§ Exercise requirements:
Extract each line where the string "components" shows up.
--- BEGIN Supplied information ---
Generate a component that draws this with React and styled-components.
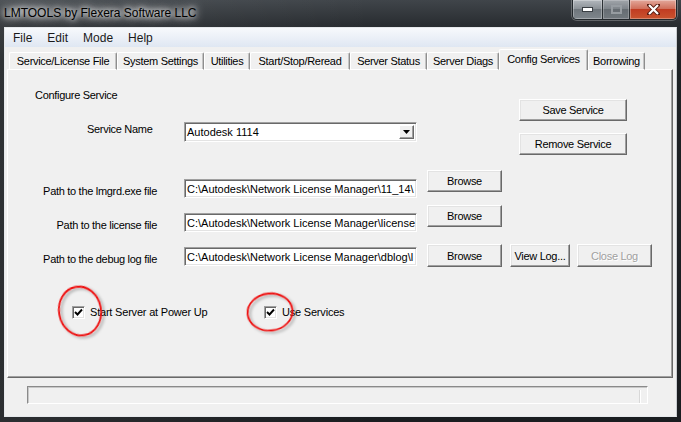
import React from "react";
import styled, { createGlobalStyle } from "styled-components";

const GlobalStyle = createGlobalStyle`
  html, body {
    margin: 0;
    padding: 0;
    background: #1d2124;
  }
  * {
    box-sizing: border-box;
  }
`;

const uiFont = `"Liberation Sans", Arial, sans-serif`;

const Window = styled.div`
  width: 681px;
  height: 422px;
  display: flex;
  flex-direction: column;
  padding: 0 4px 5px 4px;
  overflow: hidden;
  font-family: ${uiFont};
  background: linear-gradient(90deg, rgba(255, 255, 255, 0.08), rgba(255, 255, 255, 0) 55%),
    linear-gradient(180deg, #40454a 0px, #2a2e32 24px, #1e2225 60px, #1a1d20 100%);
`;

const TitleBar = styled.div`
  height: 27px;
  display: flex;
  justify-content: space-between;
  align-items: flex-start;
`;

const Title = styled.div`
  padding-top: 6px;
  font-size: 12px;
  color: #000;
  text-shadow: 0 0 5px #fff, 0 0 8px #fff, 0 0 12px rgba(255, 255, 255, 0.9);
`;

const Controls = styled.div`
  display: flex;
  height: 20px;
  border: 1px solid #23282c;
  border-top: none;
  border-radius: 0 0 5px 5px;
  overflow: hidden;
  box-shadow: 0 0 0 1px rgba(255, 255, 255, 0.25);
`;

const CaptionButton = styled.div`
  width: ${(p) => p.$w}px;
  display: flex;
  align-items: center;
  justify-content: center;
  border-left: ${(p) => (p.$first ? "none" : "1px solid #2a2f33")};
  box-shadow: inset 0 0 0 1px rgba(255, 255, 255, 0.3);
  background: ${(p) =>
    p.$close
      ? "linear-gradient(180deg, #e3a89b 0%, #d0705c 45%, #c13c22 50%, #c9542f 100%)"
      : "linear-gradient(180deg, #b3b8bd 0%, #8c9298 45%, #6f767c 50%, #7f868c 100%)"};
  opacity: ${(p) => (p.$disabled ? 0.85 : 1)};
`;

const Client = styled.div`
  flex: 1;
  display: flex;
  flex-direction: column;
  background: #f0f0f0;
  border: 1px solid #e6e9ec;
  border-right-color: #c9ccd0;
`;

const MenuBar = styled.div`
  height: 19px;
  display: flex;
  align-items: center;
  gap: 15px;
  padding-left: 8px;
  background: linear-gradient(180deg, #f7f9fc 0%, #e9eef6 60%, #dfe7f2 100%);
  font-size: 12px;
  color: #1a1a1a;
`;

const MenuItem = styled.span``;

const TabStrip = styled.div`
  height: 23px;
  display: flex;
  align-items: flex-end;
  padding-left: 4px;
  position: relative;
  z-index: 1;
  margin-bottom: -1px;
`;

const Tab = styled.div`
  width: ${(p) => p.$w}px;
  height: ${(p) => (p.$active ? 21 : 18)}px;
  display: flex;
  align-items: center;
  justify-content: center;
  padding-bottom: ${(p) => (p.$active ? 3 : 1)}px;
  font-size: 11px;
  letter-spacing: -0.3px;
  color: #000;
  background: #f0f0f0;
  border: 1px solid #fff;
  border-bottom: ${(p) => (p.$active ? "none" : "1px solid #fff")};
  border-right: 1px solid #8e8e8e;
  border-radius: 2px 2px 0 0;
  box-shadow: inset -1px 0 0 #c4c4c4;
  white-space: nowrap;
`;

const Panel = styled.div`
  margin-left: 2px;
  width: 666px;
  height: 309px;
  border: 1px solid;
  border-color: #fff #696969 #696969 #fff;
  box-shadow: inset -1px -1px 0 #a0a0a0;
  font-size: 11px;
  letter-spacing: -0.3px;
  color: #000;
`;

const TopSection = styled.div`
  display: flex;
`;

const LeftCol = styled.div`
  width: 511px;
`;

const Heading = styled.div`
  padding: 19px 0 0 27px;
  line-height: 13px;
`;

const ServiceRow = styled.div`
  display: flex;
  align-items: flex-start;
  margin-top: 20px;
  padding-left: 79px;
`;

const ServiceLabel = styled.div`
  width: 97px;
  padding-top: 1px;
  line-height: 13px;
`;

const RightCol = styled.div`
  display: flex;
  flex-direction: column;
  gap: 12px;
  padding-top: 29px;
`;

const Button = styled.div`
  width: ${(p) => p.$w}px;
  height: ${(p) => p.$h || 22}px;
  margin-left: ${(p) => p.$ml || 0}px;
  display: flex;
  align-items: center;
  justify-content: center;
  flex-shrink: 0;
  background: #f0f0f0;
  border: 1px solid;
  border-color: #fff #696969 #696969 #fff;
  box-shadow: inset -1px -1px 0 #a0a0a0, inset 1px 1px 0 #e3e3e3;
  font-size: 11px;
  letter-spacing: -0.3px;
  color: ${(p) => (p.$disabled ? "#a0a0a0" : "#000")};
  text-shadow: ${(p) => (p.$disabled ? "1px 1px 0 #fff" : "none")};
`;

const Field = styled.div`
  position: relative;
  width: 233px;
  height: ${(p) => p.$h || 19}px;
  flex-shrink: 0;
  display: flex;
  align-items: center;
  padding-left: 2px;
  background: #fff;
  border: 1px solid;
  border-color: #a0a0a0 #fff #fff #a0a0a0;
  box-shadow: inset 1px 1px 0 #696969, inset -1px -1px 0 #e3e3e3;
  overflow: hidden;
  white-space: nowrap;
  font-size: 11px;
  letter-spacing: 0;
`;

const DropButton = styled.div`
  position: absolute;
  right: 2px;
  top: 2px;
  width: 15px;
  height: 14px;
  display: flex;
  align-items: center;
  justify-content: center;
  background: #f0f0f0;
  border: 1px solid;
  border-color: #fff #696969 #696969 #fff;
  box-shadow: inset -1px -1px 0 #a0a0a0;
`;

const PathRow = styled.div`
  display: flex;
  align-items: flex-start;
  margin-top: ${(p) => p.$mt}px;
`;

const FieldGroup = styled.div`
  display: flex;
  align-items: flex-start;
  margin-top: ${(p) => p.$mt}px;
`;

const PathLabel = styled.div`
  width: 149px;
  margin-right: 27px;
  padding-top: 6px;
  line-height: 13px;
  text-align: right;
  white-space: nowrap;
`;

const CheckRow = styled.div`
  display: grid;
  grid-template-columns: 192px auto;
  margin-top: 39px;
  padding-left: 64px;
`;

const CheckItem = styled.div`
  position: relative;
  display: flex;
  align-items: center;
  height: 13px;
`;

const Box = styled.div`
  width: 13px;
  height: 13px;
  background: #fff;
  border: 1px solid;
  border-color: #a0a0a0 #fff #fff #a0a0a0;
  box-shadow: inset 1px 1px 0 #696969, inset -1px -1px 0 #e3e3e3;
  display: flex;
  align-items: center;
  justify-content: center;
`;

const CheckLabel = styled.span`
  margin-left: 5px;
  line-height: 13px;
  letter-spacing: -0.2px;
`;

const Circle = styled.svg`
  position: absolute;
  left: ${(p) => p.$left}px;
  top: ${(p) => p.$top}px;
  overflow: visible;
  pointer-events: none;
`;

const StatusBox = styled.div`
  margin: 8px 0 0 22px;
  width: 621px;
  height: 18px;
  position: relative;
  border: 1px solid;
  border-color: #8a8a8a #fff #fff #8a8a8a;
  box-shadow: inset 1px 1px 0 #c8c8c8;
  &::after {
    content: "";
    position: absolute;
    right: 6px;
    top: 3px;
    bottom: 0;
    width: 1px;
    background: #fff;
    box-shadow: -1px 0 0 #d8d8d8;
  }
`;

const Check = () => (
  <svg width="9" height="9" viewBox="0 0 9 9">
    <polyline points="1,4 3.5,6.5 8,1.5" fill="none" stroke="#000" strokeWidth="1.9" />
  </svg>
);

const RedCircle = ({ id, left, top, w, h, rx, ry, rot }) => (
  <Circle $left={left} $top={top} width={w} height={h}>
    <defs>
      <filter id={id} x="-30%" y="-30%" width="160%" height="160%">
        <feDropShadow dx="2" dy="2" stdDeviation="1.4" floodColor="#000" floodOpacity="0.35" />
      </filter>
    </defs>
    <ellipse
      cx={w / 2}
      cy={h / 2}
      rx={rx}
      ry={ry}
      fill="none"
      stroke="#ee1111"
      strokeWidth="1.8"
      filter={`url(#${id})`}
      transform={`rotate(${rot} ${w / 2} ${h / 2})`}
    />
  </Circle>
);

const tabs = [
  { label: "Service/License File", w: 108 },
  { label: "System Settings", w: 87 },
  { label: "Utilities", w: 46 },
  { label: "Start/Stop/Reread", w: 100 },
  { label: "Server Status", w: 77 },
  { label: "Server Diags", w: 72 },
  { label: "Config Services", w: 89, active: true },
  { label: "Borrowing", w: 57 },
];

const paths = [
  {
    label: "Path to the lmgrd.exe file",
    value: "C:\\Autodesk\\Network License Manager\\11_14\\",
    mt: 15,
    fieldTop: 9,
  },
  {
    label: "Path to the license file",
    value: "C:\\Autodesk\\Network License Manager\\license",
    mt: 7,
    fieldTop: 8,
  },
  {
    label: "Path to the debug log file",
    value: "C:\\Autodesk\\Network License Manager\\dblog\\l",
    mt: 12,
    fieldTop: 3,
    logs: true,
  },
];

export default function App() {
  return (
    <>
      <GlobalStyle />
      <Window>
        <TitleBar>
          <Title>LMTOOLS by Flexera Software LLC</Title>
          <Controls>
            <CaptionButton $w={29} $first>
              <svg width="11" height="5" viewBox="0 0 11 5">
                <rect x="0.5" y="0.5" width="10" height="4" fill="#fff" stroke="#3a3f44" />
              </svg>
            </CaptionButton>
            <CaptionButton $w={27} $disabled>
              <svg width="11" height="9" viewBox="0 0 11 9">
                <rect x="1" y="1" width="9" height="7" fill="none" stroke="#a9aeb3" strokeWidth="2" />
              </svg>
            </CaptionButton>
            <CaptionButton $w={47} $close>
              <svg width="13" height="11" viewBox="0 0 13 11">
                <path
                  d="M2 1 L11 10 M11 1 L2 10"
                  stroke="#5a1d12"
                  strokeWidth="4"
                  strokeLinecap="square"
                />
                <path d="M2 1 L11 10 M11 1 L2 10" stroke="#fff" strokeWidth="2.2" />
              </svg>
            </CaptionButton>
          </Controls>
        </TitleBar>

        <Client>
          <MenuBar>
            <MenuItem>File</MenuItem>
            <MenuItem>Edit</MenuItem>
            <MenuItem>Mode</MenuItem>
            <MenuItem>Help</MenuItem>
          </MenuBar>

          <TabStrip>
            {tabs.map((t) => (
              <Tab key={t.label} $w={t.w} $active={t.active}>
                {t.label}
              </Tab>
            ))}
          </TabStrip>

          <Panel>
            <TopSection>
              <LeftCol>
                <Heading>Configure Service</Heading>
                <ServiceRow>
                  <ServiceLabel>Service Name</ServiceLabel>
                  <Field $h={20}>
                    Autodesk 1114
                    <DropButton>
                      <svg width="7" height="4" viewBox="0 0 7 4">
                        <polygon points="0,0 7,0 3.5,4" fill="#000" />
                      </svg>
                    </DropButton>
                  </Field>
                </ServiceRow>
              </LeftCol>
              <RightCol>
                <Button $w={108}>Save Service</Button>
                <Button $w={108}>Remove Service</Button>
              </RightCol>
            </TopSection>

            {paths.map((p) => (
              <PathRow key={p.label} $mt={p.mt}>
                <FieldGroup $mt={p.fieldTop}>
                  <PathLabel>{p.label}</PathLabel>
                  <Field>{p.value}</Field>
                </FieldGroup>
                <Button $w={75} $h={p.logs ? 23 : 22} $ml={10}>
                  Browse
                </Button>
                {p.logs && (
                  <>
                    <Button $w={60} $h={23} $ml={8}>
                      View Log...
                    </Button>
                    <Button $w={75} $h={23} $ml={7} $disabled>
                      Close Log
                    </Button>
                  </>
                )}
              </PathRow>
            ))}

            <CheckRow>
              <CheckItem>
                <Box>
                  <Check />
                </Box>
                <CheckLabel>Start Server at Power Up</CheckLabel>
                <RedCircle id="c1" left={-20} top={-25} w={56} h={60} rx={21} ry={24.5} rot={-10} />
              </CheckItem>
              <CheckItem>
                <Box>
                  <Check />
                </Box>
                <CheckLabel>Use Services</CheckLabel>
                <RedCircle id="c2" left={-22} top={-19} w={56} h={50} rx={22.5} ry={18.5} rot={-6} />
              </CheckItem>
            </CheckRow>
          </Panel>

          <StatusBox />
        </Client>
      </Window>
    </>
  );
}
--- END Supplied information ---
§ Complete output:
Generate a component that draws this with React and styled-components.
import styled, { createGlobalStyle } from "styled-components";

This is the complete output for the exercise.